For investors, the latest chapter in US–China technology tensions underscores the need to integrate policy risk into fundamental analysis. Revenue growth, margin trajectories, and capex plans in semiconductors, cloud, hardware, and adjacent sectors can no longer be assessed purely through a commercial lens; regulatory constraints, export controls, and industrial policy incentives are now central variables.

Key factors to monitor include the scope and timing of any new rules around AI compute and cloud access for Chinese entities, the pace of domestic and allied fab construction, and corporate disclosures on China exposure and supply‑chain diversification.
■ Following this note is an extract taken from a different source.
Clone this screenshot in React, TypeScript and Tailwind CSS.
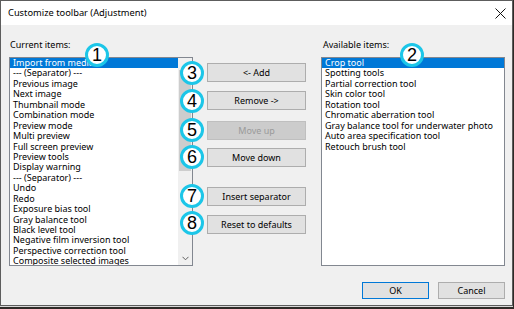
import React from "react";

const LEFT = [
  "Import from media",
  "--- (Separator) ---",
  "Previous image",
  "Next image",
  "Thumbnail mode",
  "Combination mode",
  "Preview mode",
  "Multi preview",
  "Full screen preview",
  "Preview tools",
  "Display warning",
  "--- (Separator) ---",
  "Undo",
  "Redo",
  "Exposure bias tool",
  "Gray balance tool",
  "Black level tool",
  "Negative film inversion tool",
  "Perspective correction tool",
  "Composite selected images",
];

const RIGHT = [
  "Crop tool",
  "Spotting tools",
  "Partial correction tool",
  "Skin color tool",
  "Rotation tool",
  "Chromatic aberration tool",
  "Gray balance tool for underwater photo",
  "Auto area specification tool",
  "Retouch brush tool",
];

const font = { fontFamily: '"Noto Sans", "Segoe UI", sans-serif' };

function Badge({ n, x, y }: { n: number; x: number; y: number }) {
  return (
    <div
      className="absolute flex h-[24px] w-[24px] items-center justify-center rounded-full border-[3px] border-[#1cc6e8] bg-white text-[18px] leading-none text-black"
      style={{ left: x - 12, top: y - 12, fontFamily: '"Liberation Sans", Arial, sans-serif' }}
    >
      {n}
    </div>
  );
}

function Btn({ label, disabled, mt }: { label: string; disabled?: boolean; mt: string }) {
  return (
    <div
      className={
        "flex h-[19px] items-center justify-center border text-[9px] " +
        mt +
        (disabled
          ? " border-[#bfbfbf] bg-[#cccccc] text-[#9a9a9a]"
          : " border-[#adadad] bg-[#e1e1e1] text-black")
      }
    >
      {label}
    </div>
  );
}

export default function App() {
  return (
    <div className="relative h-[309px] w-[514px] overflow-hidden bg-[#2e2a27]" style={font}>
      <div className="flex h-[306px] w-[513px] flex-col border border-[#5d5d5d] bg-[#f0f0f0]">
        {/* title bar */}
        <div className="flex h-[24px] shrink-0 items-center justify-between bg-white pl-[7px] pr-[6px]">
          <span className="text-[9.3px] text-black">Customize toolbar (Adjustment)</span>
          <svg width="11" height="11" viewBox="0 0 11 11">
            <path d="M0.5 0.5 L10.5 10.5 M10.5 0.5 L0.5 10.5" stroke="#111" strokeWidth="1" />
          </svg>
        </div>
        {/* body */}
        <div className="flex flex-1 flex-col">
          <div className="flex pl-[8px]">
            {/* left column */}
            <div className="flex w-[184px] flex-col">
              <div className="h-[32px] pl-[1px] pt-[14px] text-[9px] leading-[12px] text-black">Current items:</div>
              <div className="flex h-[209px] border border-[#828790] bg-white">
                <div className="flex-1 overflow-hidden">
                  {LEFT.map((t, i) => (
                    <div
                      key={i}
                      className={
                        "h-[10.45px] whitespace-nowrap pl-[3px] text-[9px] leading-[10.45px] " +
                        (i === 0 ? "bg-[#0078d7] text-white" : "text-black")
                      }
                    >
                      {t}
                    </div>
                  ))}
                </div>
                <div className="flex w-[14px] flex-col bg-[#f0f0f0]">
                  <div className="h-[12px]" />
                  <div className="mx-[1px] h-[101px] bg-[#cdcdcd]" />
                  <div className="flex-1" />
                  <div className="flex h-[14px] items-center justify-center">
                    <svg width="7" height="5" viewBox="0 0 7 5">
                      <path d="M0.5 0.8 L3.5 3.8 L6.5 0.8" stroke="#606060" strokeWidth="1" fill="none" />
                    </svg>
                  </div>
                </div>
              </div>
            </div>
            {/* middle buttons */}
            <div className="ml-[14px] flex w-[99px] flex-col pt-[38px]">
              <Btn label="<- Add" mt="mt-0" />
              <Btn label="Remove ->" mt="mt-[9px]" />
              <Btn label="Move up" disabled mt="mt-[11px]" />
              <Btn label="Move down" mt="mt-[8px]" />
              <Btn label="Insert separator" mt="mt-[20px]" />
              <Btn label="Reset to defaults" mt="mt-[9px]" />
            </div>
            {/* right column */}
            <div className="ml-[15px] flex w-[184px] flex-col">
              <div className="h-[32px] pl-[2px] pt-[14px] text-[9px] leading-[12px] text-black">Available items:</div>
              <div className="h-[209px] overflow-hidden border border-[#828790] bg-white">
                {RIGHT.map((t, i) => (
                  <div
                    key={i}
                    className={
                      "h-[10.45px] whitespace-nowrap pl-[3px] text-[9px] leading-[10.45px] " +
                      (i === 0 ? "bg-[#0078d7] text-white" : "text-black")
                    }
                  >
                    {t}
                  </div>
                ))}
              </div>
            </div>
          </div>
          {/* bottom buttons */}
          <div className="mt-[16px] flex justify-end gap-[9px] pr-[7px]">
            <div className="flex h-[17px] w-[67px] items-center justify-center border border-[#0078d7] bg-[#e1e1e1] text-[9px] text-black">
              OK
            </div>
            <div className="flex h-[17px] w-[67px] items-center justify-center border border-[#adadad] bg-[#e1e1e1] text-[9px] text-black">
              Cancel
            </div>
          </div>
        </div>
      </div>
      <div className="absolute left-0 top-[306px] h-[1px] w-[513px] bg-[#d8d8d8]" />
      <Badge n={1} x={97} y={55} />
      <Badge n={2} x={412} y={55} />
      <Badge n={3} x={192} y={73} />
      <Badge n={4} x={192} y={101} />
      <Badge n={5} x={192} y={130} />
      <Badge n={6} x={192} y={157} />
      <Badge n={7} x={192} y={196} />
      <Badge n={8} x={192} y={223} />
    </div>
  );
}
How these variables evolve over the coming quarters will be critical in determining which US businesses emerge as net beneficiaries of the new tech landscape and which face sustained pressure on earnings and valuation multiples.

In sum, the deepening US–China technology rift is re‑wiring the global semiconductor and AI ecosystem. For US businesses, the environment is more challenging but also rich with opportunity for those able to adapt quickly, leverage policy tailwinds, and build more resilient, geographically diversified operations.